Mellow Gold #1

Mellow Gold #1 - a hand-picked series of mellow tunes to relax to ft. Elton John, George Harrison, James Taylor and The Beatles

Feat. Elton John, George Harrison, James Taylor, The Beatles etc.

And so, the playlist to kick my Gold Series off. I had actually started by compiling a playlist titled 'Starting Gold #1' (meant to be a round-up of some spectacular favorites) but I ended up jotting down titles for a separate playlist, which we find here. As Naval Ravikant has said - inspiration is perishable - so I decided to act on the inspiration right away.

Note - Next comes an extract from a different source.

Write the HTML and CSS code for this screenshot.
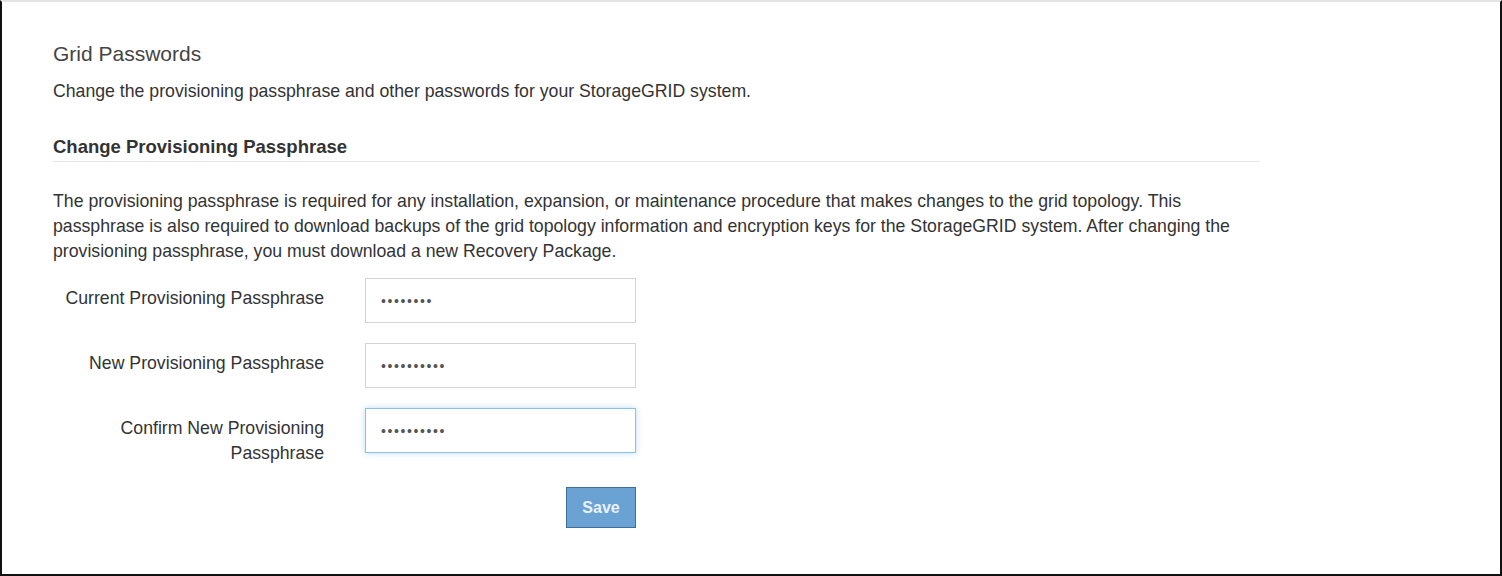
FILE: index.html
```html
<!DOCTYPE html>
<html lang="en">
<head>
<meta charset="utf-8">
<title>Grid Passwords</title>
<link rel="stylesheet" href="styles.css">
</head>
<body>
<div class="frame">
  <div class="page">
    <h1 class="page-title">Grid Passwords</h1>
    <p class="intro">Change the provisioning passphrase and other passwords for your StorageGRID system.</p>
    <h2 class="section-title">Change Provisioning Passphrase</h2>
    <p class="info">The provisioning passphrase is required for any installation, expansion, or maintenance procedure that makes changes to the grid topology. This passphrase is also required to download backups of the grid topology information and encryption keys for the StorageGRID system. After changing the provisioning passphrase, you must download a new Recovery Package.</p>
    <form class="form">
      <div class="row">
        <label class="label" for="cur">Current Provisioning Passphrase</label>
        <input class="input" id="cur" type="password" value="12345678">
      </div>
      <div class="row">
        <label class="label" for="new">New Provisioning Passphrase</label>
        <input class="input" id="new" type="password" value="1234567890">
      </div>
      <div class="row">
        <label class="label" for="conf">Confirm New Provisioning Passphrase</label>
        <input class="input focused" id="conf" type="password" value="1234567890">
      </div>
      <div class="row">
        <span class="label"></span>
        <div class="actions"><button type="button" class="btn">Save</button></div>
      </div>
    </form>
  </div>
</div>
</body>
</html>
```

FILE: styles.css
```css
html, body {
  margin: 0;
  padding: 0;
  background: #fff;
}
body {
  font-family: "Liberation Sans", Arial, sans-serif;
  color: #333;
  font-size: 17.7px;
}
.frame {
  box-sizing: border-box;
  width: 1502px;
  height: 576px;
  border-left: 2px solid #111;
  border-right: 2px solid #111;
  border-bottom: 2px solid #111;
  border-top: 2px solid #e4e4e4;
  overflow: hidden;
}
.page {
  padding: 0 0 0 51px;
  width: 1207px;
}
.page-title {
  margin: 40px 0 0;
  font-size: 21px;
  font-weight: normal;
  line-height: 24px;
  color: #444;
}
.intro {
  margin: 13px 0 0;
  line-height: 24px;
}
.section-title {
  margin: 32px 0 0;
  font-size: 18.5px;
  font-weight: bold;
  line-height: 24px;
  padding-bottom: 2px;
  border-bottom: 1px solid #e5e5e5;
  color: #333;
}
.info {
  margin: 27px 0 0;
  line-height: 25px;
}
.form {
  margin-top: 14px;
  display: flex;
  flex-direction: column;
  gap: 20px;
}
.row {
  display: grid;
  grid-template-columns: 271px 271px;
  column-gap: 41px;
  align-items: start;
}
.label {
  text-align: right;
  line-height: 25px;
  padding-top: 8px;
  color: #333;
}
.input {
  box-sizing: border-box;
  height: 45px;
  width: 271px;
  border: 1px solid #d4d4d4;
  background: #fff;
  padding: 0 15px;
  font-family: "Liberation Sans", Arial, sans-serif;
  font-size: 14px;
  letter-spacing: 1.6px;
  color: #555;
  outline: none;
  margin: 0;
}
.input.focused {
  border: 1px solid #8cc0e8;
  box-shadow: 0 0 6px rgba(102, 175, 233, 0.45);
}
.actions {
  display: flex;
  justify-content: flex-end;
}
.btn {
  box-sizing: border-box;
  width: 70px;
  height: 41px;
  background: #69a2d3;
  border: 1px solid #3e6f9c;
  color: #e9f2fa;
  font-family: "Liberation Sans", Arial, sans-serif;
  font-size: 16px;
  font-weight: bold;
  padding: 0;
  margin-top: 1px;
  border-radius: 0;
}
```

In due course, the list below should have links to each artist as well - but as that is very much still a work in progress, please bear with me.

Track List

  1. Your Song - Elton John

    The first success out of the legendary partnership between lyricist Bernie Taupin and Elton John. Legend has it that the song was written in about 15 minutes or less. Its lyrics are lovely in their universality, which I think is why the song appeals to so many.
  2. All Things Must Pass - George Harrison

    Released in 1970, a few months after the breakup of the Beatles was confirmed, the album this song is on (also called All Things Must Pass) has become 'synonymous with suppressed brilliance', and this song is no different. In moments of anxiety, All Things Must Pass is a wonderful anecdote.
  3. Fire and Rain - James Taylor

    A deeply vulnerable and raw song - and one that helped to usher in the era of the singer-songwriter in the 1970s, proving to be a huge hit upon release, despite it bucking the trend at the time. There's an undeniably magnetic connection that's impossible to forget.
  4. Have You Ever Seen The Rain - Creedence Clearwater Revival

    Written by John Fogerty about his brother Tom leaving the band - John once said (paraphrasing): "We wanted to grow up and be [rock n' roll stars]. I guess we achieved half of that". The melody and lyrics are infectious as they are painfully hopeful, carrying with them a heart-aching nostalgia.
  5. The Long And Winding Road - Naked Version - The Beatles

    The first thing that comes to mind with The Long And Winding Road is that it's a timeless piece of music. It's a Paul McCartney composition (though credited, as always, to the Lennon/McCartney songwriting partnership), it's beautiful and overwhelming. I've chosen the Naked Version as I prefer it to the orchestral and choral overdubs of the original release. In any case, Paul McCartney was incensed by the 'over-production' of the original release by Phil Spector - a genius in his own right, but one known for his trademark 'wall of sound'.
  6. 50 Ways to Leave Your Lover - Paul Simon

    This whole song is arranged to a catchy marching drum riff; Simon wanted to keep the song simple and the result is an easy, confident song about the idea of freedom after marriage.
  7. Dreams - Fleetwood Mac

    If there's ever a rabbit hole to go down, it's the origin story of Fleetwood Mac's celebrated album, Rumours, which was written amongst a whole lot of strife within the band (a separation, a break-up, and a divorce). Dreams is Stevie Nick's attempt at being philosophical about her break up from guitarist Lindsey Buckingham, and its dreamy tone is unforgettable.
  8. Pink Moon - Nick Drake

    Perhaps the least well-known of the songs in this playlist - and certainly not celebrated until after Drake's passing in 1974, Pink Moon is an example of how the same piece of music can be hopeful and bleak at the same time. Nick Drake's songwriting is masterfully sparse and his guitar playing has a wonderfully clean sound.
  9. Wish You Were Here - Pink Floyd

    A hauntingly introspective piece of music with a memorable guitar riff, Wish You Were Here is permeated by founding member Syd Barrett's absence. Barrett's destructive LCD addiction had led to his exit from the band several years prior, but he cast a long shadow on Roger Waters' songwriting.
  10. Fast Car - Tracy Chapman

    In the tail end of 1988, this song was everywhere - partially propelled to superstardom by Chapman filling in for Stevie Wonder at Nelson Mandela's 70th birthday concert. It's a gritty, hopeful tale about a woman trying to make things work by escaping her life circumstances, and a story that many can find something within to relate to.